Of course, the whole idea of the Metaverse was attached to the wave of cryptocurrency revival off the wave of that other nowhere fad, NFTs. (Another easily predictable dud which somehow took the world by semi-storm for a year and a bit.) And again, devote just the slightest iota of thought into it and none of these systems really make sense together. NFTs and Crypto was borne from the idea of decentralisation of digital ownership and money from the central banking institutions and traditional copyrighting platforms respectively- whereas all fully formed conceptualisations of the mythical 'Metaverse' quite literally proposed the linking of all marketplaces, services and social media networks under a one-stop-shop portal/platform/prison. Even NFTs were fancied as some bizarre way of linking together various disparate concepts, like games from different publishers, various distinctly different copyright fields from images to syndicated television and even the idea of gainful employment and gaming. All absolutely antithetical conjunctions to the core ideals of Crypto. (But what does a little thing like sense matter to these people?)
Now it seems the veil has been lifted. After a full year of every desperate company under the sun announcing some form of a metaverse and being mocked for it, and Facebook literally divesting all of it's heart and soul into the idea so much that it changed it's name to 'Meta'- (Although that was probably also to escape easy name-recognition to the many internal crimes they have been pegged for over the years including but in no way limited to flagrant misuse of user data and assisted genocide.) the farm bell has rung but no chickens have returned to roost. They've all flown the coop and taken several billion of research and development funds with them. It's no longer just a joke to announce a metaverse project, it's actively harmful to your bottom line as everyone has come to realise what a pointless waste of effort it all was from the word go.
Generative AI was, of course, the final nail. A hot new trend for these people to chase, and whatsmore this one actually works a little. And again, it feeds into that desire for companies to fall into the exact traps that generations of sci-fi authors have warned against, regarding over reliance on AI over humans. Not that the artificial 'intelligence' we have now has any capability of becoming sentient and taking over the world- but in a much more real way people's jobs are in peril thanks to AI soundly taking the talents of these people and replicating them whole hat. Artists, journalists and actors are suddenly in the crosshairs for unemployment thanks to the sporadic and entirely unregulated proliferation of AI, and that prospective cost cutting alone is immediately more monetary appetising than the Metaverse ever was in it's entire lifespan, if we don't count the false value generated by Mark Zuckerberg with his hairbrained and increadibly expensive dedication to the worst business redirect of all time. (I'm just sad he finally snapped out of it. I wanted to see him sink his entire fortune chasing that rabbit into wonderland.)

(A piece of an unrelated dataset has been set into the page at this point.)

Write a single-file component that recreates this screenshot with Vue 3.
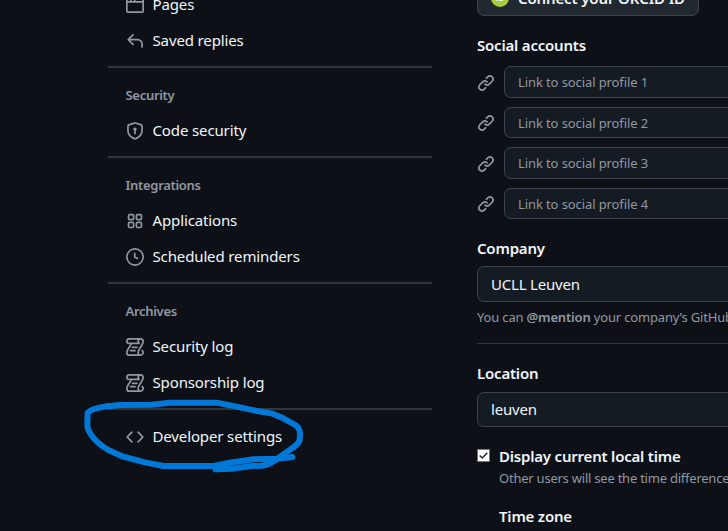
<script setup>
const icons = {
  browser: 'M0 2.75C0 1.784.784 1 1.75 1h12.5c.966 0 1.75.784 1.75 1.75v10.5A1.75 1.75 0 0 1 14.25 15H1.75A1.75 1.75 0 0 1 0 13.25ZM14.5 6h-13v7.25c0 .138.112.25.25.25h12.5a.25.25 0 0 0 .25-.25Zm-6-3.5v2h6V2.75a.25.25 0 0 0-.25-.25ZM5 2.5v2h2v-2Zm-3.25 0a.25.25 0 0 0-.25.25V4.5h2v-2Z',
  reply: 'M6.78 1.97a.75.75 0 0 1 0 1.06L3.81 6h6.44A4.75 4.75 0 0 1 15 10.75v2.5a.75.75 0 0 1-1.5 0v-2.5a3.25 3.25 0 0 0-3.25-3.25H3.81l2.97 2.97a.749.749 0 0 1-.326 1.275.749.749 0 0 1-.734-.215L1.47 7.28a.75.75 0 0 1 0-1.06l4.25-4.25a.75.75 0 0 1 1.06 0Z',
  shield: 'm8.533.133 5.25 1.68A1.75 1.75 0 0 1 15 3.48V7c0 1.566-.32 3.182-1.303 4.682-.983 1.498-2.585 2.813-5.032 3.855a1.697 1.697 0 0 1-1.33 0c-2.447-1.042-4.049-2.357-5.032-3.855C1.32 10.182 1 8.566 1 7V3.48a1.75 1.75 0 0 1 1.217-1.667l5.25-1.68a1.748 1.748 0 0 1 1.066 0Zm-.61 1.429.001.001-5.25 1.68a.251.251 0 0 0-.174.237V7c0 1.36.275 2.666 1.057 3.859.784 1.194 2.121 2.342 4.366 3.298a.196.196 0 0 0 .154 0c2.245-.957 3.582-2.103 4.366-3.297C13.225 9.666 13.5 8.358 13.5 7V3.48a.25.25 0 0 0-.174-.238l-5.25-1.68a.25.25 0 0 0-.153 0ZM9.5 6.5c0 .536-.286 1.032-.75 1.3v2.45a.75.75 0 0 1-1.5 0V7.8A1.5 1.5 0 1 1 9.5 6.5Z',
  apps: 'M3.25 1.5h2.5A1.75 1.75 0 0 1 7.5 3.25v2.5A1.75 1.75 0 0 1 5.75 7.5h-2.5A1.75 1.75 0 0 1 1.5 5.75v-2.5A1.75 1.75 0 0 1 3.25 1.5ZM3 3v3h3V3ZM10.25 1.5h2.5a1.75 1.75 0 0 1 1.75 1.75v2.5a1.75 1.75 0 0 1-1.75 1.75h-2.5A1.75 1.75 0 0 1 8.5 5.75v-2.5a1.75 1.75 0 0 1 1.75-1.75ZM10 3v3h3V3ZM3.25 8.5h2.5a1.75 1.75 0 0 1 1.75 1.75v2.5a1.75 1.75 0 0 1-1.75 1.75h-2.5a1.75 1.75 0 0 1-1.75-1.75v-2.5A1.75 1.75 0 0 1 3.25 8.5ZM3 10v3h3v-3ZM10.25 8.5h2.5a1.75 1.75 0 0 1 1.75 1.75v2.5a1.75 1.75 0 0 1-1.75 1.75h-2.5a1.75 1.75 0 0 1-1.75-1.75v-2.5a1.75 1.75 0 0 1 1.75-1.75ZM10 10v3h3v-3Z',
  clock: 'M8 0a8 8 0 1 1 0 16A8 8 0 0 1 8 0ZM1.5 8a6.5 6.5 0 1 0 13 0 6.5 6.5 0 0 0-13 0Zm7-3.25v2.992l2.028.812a.75.75 0 0 1-.557 1.392l-2.5-1A.751.751 0 0 1 7 8.25v-3.5a.75.75 0 0 1 1.5 0Z',
  log: 'M5 8.25a.75.75 0 0 1 .75-.75h4a.75.75 0 0 1 0 1.5h-4A.75.75 0 0 1 5 8.25ZM4 10.5A.75.75 0 0 0 4 12h4a.75.75 0 0 0 0-1.5H4ZM13-.005c1.654 0 3 1.328 3 3 0 .982-.338 1.933-.783 2.818-.443.879-1.028 1.758-1.582 2.588l-.011.017c-.568.853-1.104 1.659-1.501 2.446-.398.789-.623 1.494-.623 2.136a1.5 1.5 0 1 0 2.333-1.248.75.75 0 0 1 .834-1.246A3 3 0 0 1 13 16H3a3 3 0 0 1-3-3c0-1.582.891-3.135 1.777-4.506.209-.322.418-.637.623-.946.473-.709.923-1.386 1.287-2.048H2.51c-.576 0-1.381-.133-1.907-.783A2.68 2.68 0 0 1 0 2.995a3 3 0 0 1 3-3Zm0 1.5a1.5 1.5 0 0 0-1.5 1.5c0 .476.223.834.667 1.132A.75.75 0 0 1 11.75 5.5H5.368c-.467 1.003-1.141 2.015-1.773 2.963-.192.289-.381.571-.558.845C2.13 10.711 1.5 11.916 1.5 13A1.5 1.5 0 0 0 3 14.5h7.401A2.989 2.989 0 0 1 10 13c0-.979.338-1.928.784-2.812.441-.874 1.023-1.748 1.575-2.576l.017-.026c.568-.853 1.103-1.658 1.501-2.448.398-.79.623-1.497.623-2.143 0-.838-.669-1.5-1.5-1.5Zm-10 0a1.5 1.5 0 0 0-1.5 1.5c0 .321.1.569.27.778.097.12.325.227.74.227h7.674A2.737 2.737 0 0 1 10 2.995c0-.546.146-1.059.401-1.5Z',
  code: 'm11.28 3.22 4.25 4.25a.75.75 0 0 1 0 1.06l-4.25 4.25a.749.749 0 0 1-1.275-.326.749.749 0 0 1 .215-.734L13.94 8l-3.72-3.72a.749.749 0 0 1 .326-1.275.749.749 0 0 1 .734.215Zm-6.56 0a.751.751 0 0 1 1.042.018.751.751 0 0 1 .018 1.042L2.06 8l3.72 3.72a.749.749 0 0 1-.326 1.275.749.749 0 0 1-.734-.215L.47 8.53a.75.75 0 0 1 0-1.06Z',
  link: 'm7.775 3.275 1.25-1.25a3.5 3.5 0 1 1 4.95 4.95l-2.5 2.5a3.5 3.5 0 0 1-4.95 0 .751.751 0 0 1 .018-1.042.751.751 0 0 1 1.042-.018 1.998 1.998 0 0 0 2.83 0l2.5-2.5a2.002 2.002 0 0 0-2.83-2.83l-1.25 1.25a.751.751 0 0 1-1.042-.018.751.751 0 0 1-.018-1.042Zm-4.69 9.64a1.998 1.998 0 0 0 2.83 0l1.25-1.25a.751.751 0 0 1 1.042.018.751.751 0 0 1 .018 1.042l-1.25 1.25a3.5 3.5 0 1 1-4.95-4.95l2.5-2.5a3.5 3.5 0 0 1 4.95 0 .751.751 0 0 1-.018 1.042.751.751 0 0 1-1.042.018 1.998 1.998 0 0 0-2.83 0l-2.5 2.5a1.998 1.998 0 0 0 0 2.83Z',
}

const sections = [
  { items: [['browser', 'Pages'], ['reply', 'Saved replies']] },
  { title: 'Security', items: [['shield', 'Code security']] },
  { title: 'Integrations', items: [['apps', 'Applications'], ['clock', 'Scheduled reminders']] },
  { title: 'Archives', items: [['log', 'Security log'], ['log', 'Sponsorship log']] },
  { items: [['code', 'Developer settings']] },
]
</script>

<template>
  <div class="page">
    <nav class="sidebar">
      <section v-for="(section, i) in sections" :key="i" class="group">
        <h3 v-if="section.title" class="group-title">{{ section.title }}</h3>
        <a v-for="[icon, label] in section.items" :key="label" class="nav-item">
          <svg class="icon" viewBox="0 0 16 16"><path fill-rule="evenodd" :d="icons[icon]" /></svg>
          <span class="nav-text">{{ label }}</span>
        </a>
      </section>
    </nav>

    <main class="form">
      <button class="orcid" type="button">
        <span class="orcid-badge">iD</span>
        <span>Connect your ORCID ID</span>
      </button>

      <h4 class="label social-label">Social accounts</h4>
      <div class="social">
        <div v-for="n in 4" :key="n" class="social-row">
          <svg class="icon link-icon" viewBox="0 0 16 16"><path :d="icons.link" /></svg>
          <div class="field small">Link to social profile {{ n }}</div>
        </div>
      </div>

      <h4 class="label company-label">Company</h4>
      <div class="field company">UCLL Leuven</div>
      <p class="note">You can <b>@mention</b> your company’s GitHub organization to link it.</p>
      <hr class="rule" />

      <h4 class="label location-label">Location</h4>
      <div class="field location">leuven</div>

      <div class="check-row">
        <span class="checkbox">
          <svg viewBox="0 0 13 13"><path d="M2 6.5 5 9.4 11 3.2" /></svg>
        </span>
        <div class="check-body">
          <h4 class="label time-label">Display current local time</h4>
          <p class="hint">Other users will see the time difference from their local time.</p>
          <h4 class="label zone-label">Time zone</h4>
        </div>
      </div>
    </main>

    <svg class="marker" viewBox="0 0 750 300">
      <path d="M115 49 L150 45 L245 44 L300 38 L440 38 L500 50 L562 63 L608 71 L640 85 L665 99 Q690 110 690 130 L689 150 Q686 162 670 172 L622 206 Q598 225 575 227 L545 228 L485 236 L437 238" />
      <path d="M667 201 L620 206 L550 208 L480 218 L430 228 L280 228 L225 217 L160 200 L115 180 Q85 163 66 138 Q52 120 52 106 L53 68 Q64 55 115 48" />
    </svg>
  </div>
</template>

<style>
body {
  background: #0d1117;
}
</style>

<style scoped>
.page {
  position: relative;
  display: flex;
  width: 728px;
  height: 531px;
  overflow: hidden;
  background: #0d1117;
  color: #f0f6fc;
  font-family: "Noto Sans", "Open Sans", sans-serif;
  font-size: 15px;
  letter-spacing: -0.2px;
  white-space: nowrap;
}
.sidebar {
  flex: none;
  width: 324px;
  margin: -13px 0 0 108px;
}
.group + .group {
  margin-top: 7px;
  border-top: 2px solid #2f353d;
}
.group:last-child {
  padding-top: 9px;
}
.group-title {
  height: 45px;
  margin: 0;
  padding: 9px 0 0 17.5px;
  box-sizing: border-box;
  font-size: 13px;
  line-height: 36px;
  font-weight: 600;
  letter-spacing: -0.3px;
  color: #9198a1;
}
.nav-item {
  display: flex;
  align-items: center;
  gap: 8.5px;
  height: 36px;
  padding-left: 18px;
}
.nav-text {
  padding-bottom: 2px;
  letter-spacing: -0.13px;
}
.icon {
  flex: none;
  width: 18px;
  height: 18px;
  fill: #9198a1;
}
.form {
  flex: none;
  width: 320px;
  margin: -20px 0 0 45px;
}
.orcid {
  display: flex;
  align-items: center;
  gap: 9px;
  box-sizing: border-box;
  width: 222px;
  height: 36px;
  padding: 0 0 0 13px;
  border: 1px solid #3d444d;
  border-radius: 7px;
  background: #212830;
  color: #f0f6fc;
  font: inherit;
  font-weight: 600;
  letter-spacing: -0.13px;
  white-space: nowrap;
}
.orcid-badge {
  width: 18px;
  height: 18px;
  border-radius: 50%;
  background: #a6ce39;
  color: #fff;
  font-size: 10px;
  line-height: 17px;
  text-align: center;
}
.label {
  margin: 0;
  font-size: 15px;
  line-height: 24px;
  font-weight: 600;
}
.social-label {
  margin-top: 17px;
}
.social {
  display: grid;
  gap: 9px;
  margin-top: 9px;
}
.social-row {
  display: flex;
  align-items: center;
  gap: 9px;
}
.link-icon {
  margin-top: 2px;
}
.field {
  flex: 1;
  box-sizing: border-box;
  height: 36px;
  padding-left: 13px;
  border: 1px solid #3d444d;
  border-radius: 7px;
  background: #151b23;
  line-height: 34px;
}
.field.small {
  height: 31.5px;
  font-size: 13px;
  line-height: 30px;
  letter-spacing: -0.1px;
  color: #9198a1;
}
.company-label {
  margin-top: 17px;
}
.company {
  margin-top: 6px;
}
.note {
  margin: 5px 0 0;
  font-size: 13px;
  line-height: 20px;
  letter-spacing: -0.17px;
  color: #9198a1;
}
.note b {
  font-weight: 600;
}
.rule {
  height: 1px;
  margin: 16px 0 17px;
  border: 0;
  background: #2f353d;
}
.location-label {
  margin-bottom: 7px;
}
.location {
  height: 35px;
  line-height: 32px;
}
.check-row {
  display: flex;
  gap: 9px;
  margin-top: 17px;
}
.checkbox {
  box-sizing: border-box;
  width: 13px;
  height: 13px;
  margin-top: 5px;
  border: 1px solid #767676;
  background: #fff;
}
.checkbox svg {
  display: block;
  width: 11px;
  height: 11px;
  fill: none;
  stroke: #222;
  stroke-width: 1.7;
}
.hint {
  margin: 0;
  font-size: 13px;
  line-height: 20px;
  letter-spacing: -0.23px;
  color: #9198a1;
}
.zone-label {
  margin-top: 16px;
}
.marker {
  position: absolute;
  left: 70px;
  top: 390px;
  width: 250px;
  height: 100px;
  fill: none;
  stroke: #0078d7;
  stroke-width: 18;
  stroke-linecap: round;
  stroke-linejoin: round;
}
</style>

But even as we sit on the otherend of the Metaverse world wondering what it was that just blew through us and disappeared in as much of a flurry; there are those still stuck stubbornly in what was, unable to move on and get with the times of today. I think it's a lag that settles in with age, a desire for the clock of progression to slow down just that little bit so you can get used to what is exciting today; that your mind warps your perception to think "This is still a thing, right?" Some people still don't have Facebook figured out, oblivious to the fact it's called 'Meta' now and nobody earnestly uses it as a social media platform who can help it. Youtube Shorts is still a wonder to a generation who stubbornly refuses to engage with Tiktok. (A generation that includes me, by the by.) And CEOs from the techfield who like to think themselves somewhat savvy and with it can't accept that the Metaverse is dead.
I'm sure that if the burning pyre of Twitter wasn't keeping him well and truly hands-full busy, Elon Musk would be weighing in on this matter; but until he's finished roasting alive with his cesspit of a platform, we've got Epic Games head Tim Sweeny ready and willing to make a fool of himself for public entertainment. Because you see, recently the fellows over at Business Insider posted their own, increadibly comprehensive, breakdown on the death of the Metaverse as a sort of open-casket eulogy of the terrible idea killed off in it's infancy. A fine read, but when you think yourself the vanguard of all things tech and revolutionary, such a statement can be interpreted as a shot across the brow. I'm sure Tim Sweeny must have thought "We disrupted Steam with our newness and people made fun of us the same way- I need to rush to my buddy Zuck's defence and ensure I'm on the right side of history for this one!" Image preening makes fools of us all.
"The Metaverse is dead! Let's organize an online wake so that we 600,000,000 monthly active users in Fortnite, Minecraft, Roblox, PUBG Mobile, Sandbox, and VRChat can mourn its passing together in real-time 3D." Tweeted Tim, presumably whilst smiling and laughing uncomfortably between strangled sobs. In hindsight I know this can kind of read like a biting spit at the corpse of the Metaverse, but let me assure that in the replies he wants to bat for the notion that the Metaverse is still alive. Apparently he conflates the idea of the Metaverse and gaming as a whole into one unholy amalgamation in a warped belief that the 'Metaverse' is the natural successor to gaming because... they both run from computers? I don't... I assume Tim didn't do well in English at school, because that correlation is pathetic to say the least.
To the CEO mindset, admitting defeat is like committing infidelity with a recently sanctified farmyard animal- it's as taboo as taboo gets. So even faced with the definition of exactly what a Metaverse would be, as described endlessly by company after company badly regurgitating the rhetoric of Mark Zuckerberg like a failed game of Chinese Whispers, Sweeny prefers to blind himself to the truth and pretend that any game with an active internet connection is now a 'Metaverse'. Roblox? I guess that is a social platform to some description. Fortnite? That's certainly what it's going for, he would know being the CEO. Minecraft? Umm... not really by design... or even by utility... but I see where he's trying to go. VRChat? There's no functionality to that game but the idea is reminiscent of what a Metaverse wants to become I guess. PUBG Mobile? Just what? Why only the Mobile version of PUBG? Is he feeling okay? Oh, and Sandbox- can't forget my favourite game- Sandbox. Let this be an example why we, as a rule, need to go get our CEO's spayed before they spout stupid stuff on the Internet. It's simply better for everyone this way.